August 8, 2025
I’ve watched the Carlson interview of Margaret Roberts all the way through now, and it is extremely powerful. I have not had time to watch the Gingrich interview yet, so I’ll have to react to that one later.
It’s important to note, which you do with your touting of the Gingrich interview, that this Roberts book, Blowback: The Untold Story of the FBI and the Oklahoma City Bombing, is hot off the press, just having been published on July 22. Anyone who might have had a little bit of confidence in our government and our news media would certainly have lost it by the time they get to the end of the interview.
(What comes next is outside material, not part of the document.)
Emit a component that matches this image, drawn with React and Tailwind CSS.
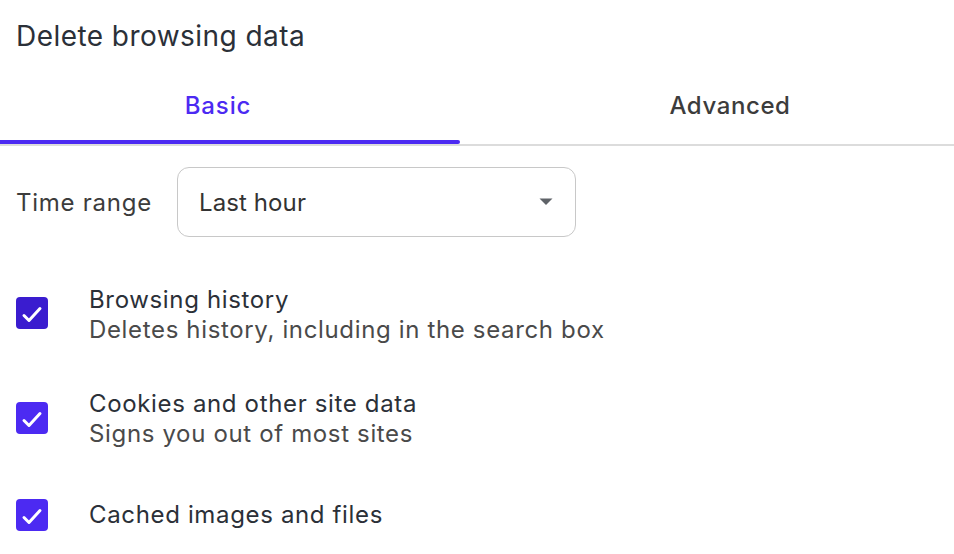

I knew quite a bit about the Kenneth Trentadue case, but it was news to me that two other key people in the OKC bombing case also “hanged themselves” in their prison cells. And she doesn’t even mention the highly suspicious “suicide” of the skeptical Oklahoma City policeman in the case, Terrence Yeakey, which I touch on in “Upton Sinclair and Timothy McVeigh.” From reading early customer reviews, I see that she does treat that subject in the book, though.
It also takes a long time, I thought, for the interview to get into the serious pay dirt. Not until the second hour do we learn about McVeigh’s almost certain recruitment into doing undercover work for the government right out of the Army, where he was something of a super soldier. Similarly, we don’t hear the names of Andreas Strassmeir and Carol Howe until the second hour. We do hear of an expression of surprise by McVeigh of the damage supposedly wrought to the Murrah Building by his truck bomb explosion, but neither Carlson nor Roberts makes the next logical step, which we see in my article, “Lying about Bombing.” It’s clear that most of the damage to the building was done by bombs planted in the building, not by the truck that blew up on the street out front.
They also don’t mention PATCON until the second hour. Searching the term online is very informative. Roberts’ estimate that there are some 15,000 informants for the FBI is also quite an eye-opener.